Serco has agreed to repay the government £68.5 million for overcharging on tagging contracts - including for offenders who were back in prison, overseas or dead.
G4S has not agreed to give any money back, but discussions continue.
Meanwhile G4S has been referred to the Serious Fraud Office (SFO) for a second time after investigators found "serious" issues with invoicing, delivery and performance reporting in two of its court services contracts.
And police have been asked to investigate Serco staff caught recording prisoners as having been delivered ready for court when they were not.
Both companies have also been forced to back away from bidding for probation service contracts - but ministers have muddied the waters by saying they can support smaller firms.
The measures follow a SFO investigation involving both companies was initiated after it was revealed they had overcharged the government for tagging offenders, some of whom were found to be dead, back in prison or overseas.

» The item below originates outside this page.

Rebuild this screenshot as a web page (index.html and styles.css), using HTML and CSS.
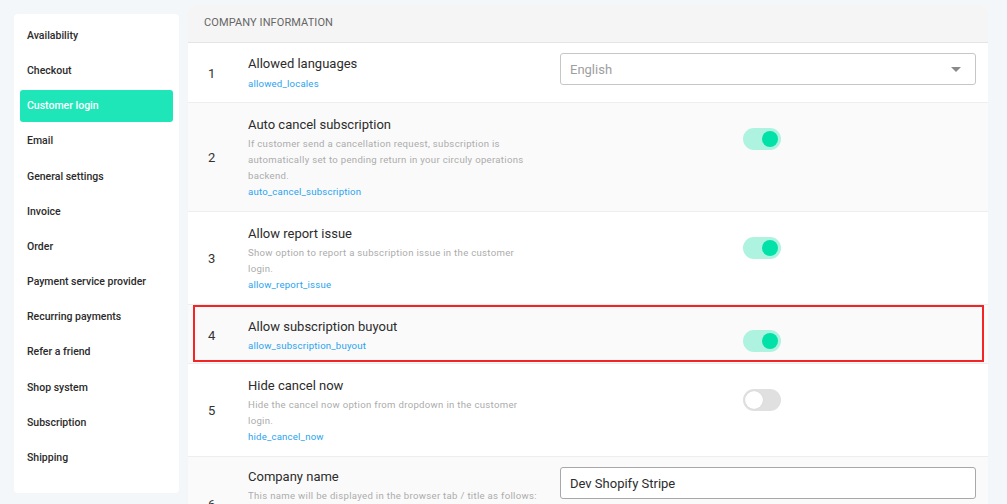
FILE: index.html
```html
<!DOCTYPE html>
<html>
<head>
<meta charset="utf-8">
<link rel="stylesheet" href="styles.css">
</head>
<body>
<div class="page">
  <nav class="sidebar">
    <div class="nav-item">Availability</div>
    <div class="nav-item">Checkout</div>
    <div class="nav-item active">Customer login</div>
    <div class="nav-item">Email</div>
    <div class="nav-item">General settings</div>
    <div class="nav-item">Invoice</div>
    <div class="nav-item">Order</div>
    <div class="nav-item">Payment service provider</div>
    <div class="nav-item">Recurring payments</div>
    <div class="nav-item">Refer a friend</div>
    <div class="nav-item">Shop system</div>
    <div class="nav-item">Subscription</div>
    <div class="nav-item">Shipping</div>
  </nav>
  <main class="card">
    <div class="card-header">COMPANY INFORMATION</div>

    <div class="row first">
      <div class="num">1</div>
      <div class="info">
        <div class="title">Allowed languages</div>
        <div class="key">allowed_locales</div>
      </div>
      <div class="control">
        <div class="select">
          <span class="placeholder">English</span>
          <span class="caret"></span>
        </div>
      </div>
    </div>

    <div class="row alt">
      <div class="num">2</div>
      <div class="info">
        <div class="title">Auto cancel subscription</div>
        <div class="desc">If customer send a cancellation request, subscription is automatically set to pending return in your circuly operations backend.</div>
        <div class="key">auto_cancel_subscription</div>
      </div>
      <div class="control">
        <div class="toggle on"><span class="knob"></span></div>
      </div>
    </div>

    <div class="row">
      <div class="num">3</div>
      <div class="info">
        <div class="title">Allow report issue</div>
        <div class="desc">Show option to report a subscription issue in the customer login.</div>
        <div class="key">allow_report_issue</div>
      </div>
      <div class="control">
        <div class="toggle on"><span class="knob"></span></div>
      </div>
    </div>

    <div class="row alt short highlight">
      <div class="num">4</div>
      <div class="info">
        <div class="title">Allow subscription buyout</div>
        <div class="key">allow_subscription_buyout</div>
      </div>
      <div class="control">
        <div class="toggle on"><span class="knob"></span></div>
      </div>
    </div>

    <div class="row">
      <div class="num">5</div>
      <div class="info">
        <div class="title">Hide cancel now</div>
        <div class="desc">Hide the cancel now option from dropdown in the customer login.</div>
        <div class="key">hide_cancel_now</div>
      </div>
      <div class="control">
        <div class="toggle"><span class="knob"></span></div>
      </div>
    </div>

    <div class="row alt last">
      <div class="num">6</div>
      <div class="info">
        <div class="title">Company name</div>
        <div class="desc">This name will be displayed in the browser tab / title as follows:</div>
      </div>
      <div class="control">
        <div class="input">Dev Shopify Stripe</div>
      </div>
    </div>
  </main>
</div>
</body>
</html>
```

FILE: styles.css
```css
* { box-sizing: border-box; }
html, body {
  margin: 0;
  padding: 0;
  background: #f4f7fa;
  font-family: Roboto, "Liberation Sans", sans-serif;
  overflow: hidden;
}
.page {
  display: flex;
  align-items: flex-start;
  gap: 9px;
  padding-left: 14px;
  height: 504px;
  overflow: hidden;
}
.sidebar {
  width: 165px;
  margin-top: 14px;
  background: #fff;
  border-radius: 4px;
  padding: 6px 6px 19px;
  display: flex;
  flex-direction: column;
  gap: 3.17px;
}
.nav-item {
  height: 32px;
  line-height: 32px;
  padding-left: 7px;
  font-size: 10.5px;
  font-weight: 500;
  color: #2b2b2b;
  border-radius: 3px;
  white-space: nowrap;
}
.nav-item.active {
  background: #1fe6b9;
  color: #fff;
}
.card {
  width: 800px;
  margin-top: 5px;
  background: #fff;
  border-radius: 6px 6px 0 0;
  overflow: hidden;
}
.card-header {
  height: 38px;
  line-height: 36px;
  padding-left: 16px;
  background: #f5f5f5;
  border-bottom: 1px solid #e4e4e4;
  font-size: 11px;
  color: #666;
  letter-spacing: 0.1px;
}
.row {
  position: relative;
  display: grid;
  grid-template-columns: 60px 292px 1fr;
  padding: 12px 0 11px;
  border-bottom: 1px solid #eeeeee;
  background: #fff;
}
.row.first { padding: 11px 0 10px; }
.row.short { padding: 12px 0 9px; }
.row.last { padding-top: 10px; min-height: 96px; }
.row.alt { background: #fafafa; }
.row .control { margin: 0 12px 0 20px; }
.row.first .control { margin-top: -1px; }
.row.highlight::after {
  content: "";
  position: absolute;
  top: 0;
  bottom: 1px;
  left: 5px;
  right: 4px;
  border: 2px solid #f52424;
  pointer-events: none;
}
.num {
  align-self: center;
  padding-left: 20px;
  font-size: 13px;
  color: #333;
}
.info { min-width: 0; }
.title {
  font-size: 13px;
  line-height: 20px;
  color: #2c2c2c;
}
.desc {
  font-size: 9.6px;
  line-height: 16px;
  color: #acacac;
  letter-spacing: 0.3px;
  margin-top: 1px;
}
.key {
  font-size: 9.6px;
  line-height: 16px;
  color: #2aa3ef;
  letter-spacing: 0.2px;
}
.row.first .key { margin-top: 2px; }
.row.short .key { margin-top: 1px; }
.select, .input {
  height: 32px;
  border: 1px solid #c6c6c6;
  border-radius: 3px;
  background: #fff;
  display: flex;
  align-items: center;
  padding: 0 9px;
  font-size: 13px;
}
.placeholder { color: #9e9e9e; flex: 1; }
.caret {
  width: 0; height: 0;
  border-left: 5px solid transparent;
  border-right: 5px solid transparent;
  border-top: 5px solid #8a8a8a;
  margin-right: 5px;
}
.input { color: #2c2c2c; border-color: #a8a8a8; }
.toggle {
  position: relative;
  width: 38px;
  height: 22px;
  border-radius: 11px;
  background: #e0e0e0;
  margin-left: 183px;
  margin-top: 13px;
}
.toggle .knob {
  position: absolute;
  top: 2px;
  left: 2px;
  width: 18px;
  height: 18px;
  border-radius: 50%;
  background: #fff;
  box-shadow: 0 0 1px rgba(0,0,0,0.15);
}
.toggle.on { background: #aef3df; }
.toggle.on .knob {
  top: 3px;
  left: auto;
  right: 3px;
  width: 16px;
  height: 16px;
  background: #02e1a8;
  box-shadow: none;
}
```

Cabinet Office Minister Francis Maude claimed Serco's agreement to give back £68.5m was "good news for taxpayers."
But shadow justice secretary Sadiq Khan condemned the government for not excluding the pair from future work.
He said: "It has been left to G4S and Serco to rule themselves out of contracts, a decision neither company should ever have been left to take.
"David Cameron's probation privatisation gamble risks turning into a disaster.
"It is disgraceful they are going ahead and still allowing both companies to play a supporting role."
Probation union Napo welcomed the news that the companies will be at least partially shut out from bidding for a sold-off probation service.
But general secretary Ian Lawrence said the fight would go on to make sure G4S and Serco "have no future in the justice sector."